AIM >>
Reproduce the full listing below unchanged, apart from the pictures.

DATA >>
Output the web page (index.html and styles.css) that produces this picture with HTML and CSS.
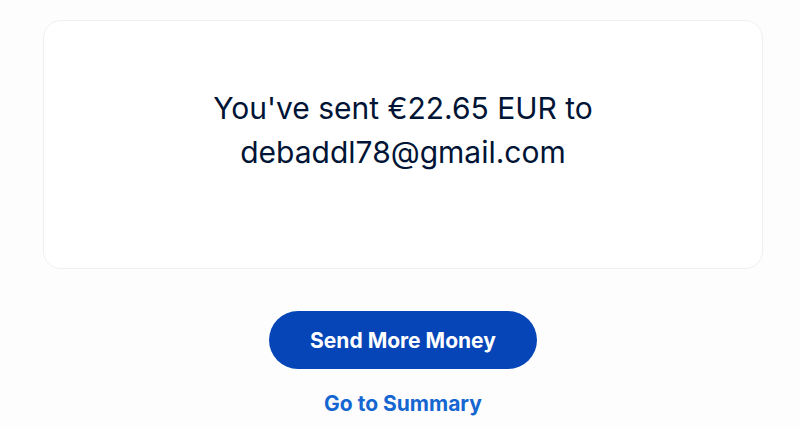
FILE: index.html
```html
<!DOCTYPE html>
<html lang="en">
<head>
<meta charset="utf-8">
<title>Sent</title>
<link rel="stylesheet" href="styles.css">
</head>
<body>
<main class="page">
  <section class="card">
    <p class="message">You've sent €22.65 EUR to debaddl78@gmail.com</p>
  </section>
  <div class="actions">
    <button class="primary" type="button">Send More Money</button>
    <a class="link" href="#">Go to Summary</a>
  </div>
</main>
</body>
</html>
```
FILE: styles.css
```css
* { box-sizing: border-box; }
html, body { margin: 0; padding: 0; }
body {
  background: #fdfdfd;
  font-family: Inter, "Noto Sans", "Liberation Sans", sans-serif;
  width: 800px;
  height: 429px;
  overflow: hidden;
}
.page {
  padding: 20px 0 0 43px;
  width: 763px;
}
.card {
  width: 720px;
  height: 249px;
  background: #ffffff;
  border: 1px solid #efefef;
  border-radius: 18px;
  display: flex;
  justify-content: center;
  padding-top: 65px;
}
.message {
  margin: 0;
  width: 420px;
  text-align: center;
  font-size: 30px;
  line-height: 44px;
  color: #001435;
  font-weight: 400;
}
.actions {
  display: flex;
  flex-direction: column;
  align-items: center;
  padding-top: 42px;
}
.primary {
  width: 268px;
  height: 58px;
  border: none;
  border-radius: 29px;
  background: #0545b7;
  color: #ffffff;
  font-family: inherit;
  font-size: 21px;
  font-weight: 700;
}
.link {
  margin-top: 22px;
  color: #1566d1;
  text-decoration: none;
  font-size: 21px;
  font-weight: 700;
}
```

RESULT OF THE TASK >>
Output the web page (index.html and styles.css) that produces this picture with HTML and CSS.
FILE: index.html
```html
<!DOCTYPE html>
<html lang="en">
<head>
<meta charset="utf-8">
<title>Sent</title>
<link rel="stylesheet" href="styles.css">
</head>
<body>
<main class="page">
  <section class="card">
    <p class="message">You've sent €22.65 EUR to debaddl78@gmail.com</p>
  </section>
  <div class="actions">
    <button class="primary" type="button">Send More Money</button>
    <a class="link" href="#">Go to Summary</a>
  </div>
</main>
</body>
</html>
```
FILE: styles.css
```css
* { box-sizing: border-box; }
html, body { margin: 0; padding: 0; }
body {
  background: #fdfdfd;
  font-family: Inter, "Noto Sans", "Liberation Sans", sans-serif;
  width: 800px;
  height: 429px;
  overflow: hidden;
}
.page {
  padding: 20px 0 0 43px;
  width: 763px;
}
.card {
  width: 720px;
  height: 249px;
  background: #ffffff;
  border: 1px solid #efefef;
  border-radius: 18px;
  display: flex;
  justify-content: center;
  padding-top: 65px;
}
.message {
  margin: 0;
  width: 420px;
  text-align: center;
  font-size: 30px;
  line-height: 44px;
  color: #001435;
  font-weight: 400;
}
.actions {
  display: flex;
  flex-direction: column;
  align-items: center;
  padding-top: 42px;
}
.primary {
  width: 268px;
  height: 58px;
  border: none;
  border-radius: 29px;
  background: #0545b7;
  color: #ffffff;
  font-family: inherit;
  font-size: 21px;
  font-weight: 700;
}
.link {
  margin-top: 22px;
  color: #1566d1;
  text-decoration: none;
  font-size: 21px;
  font-weight: 700;
}
```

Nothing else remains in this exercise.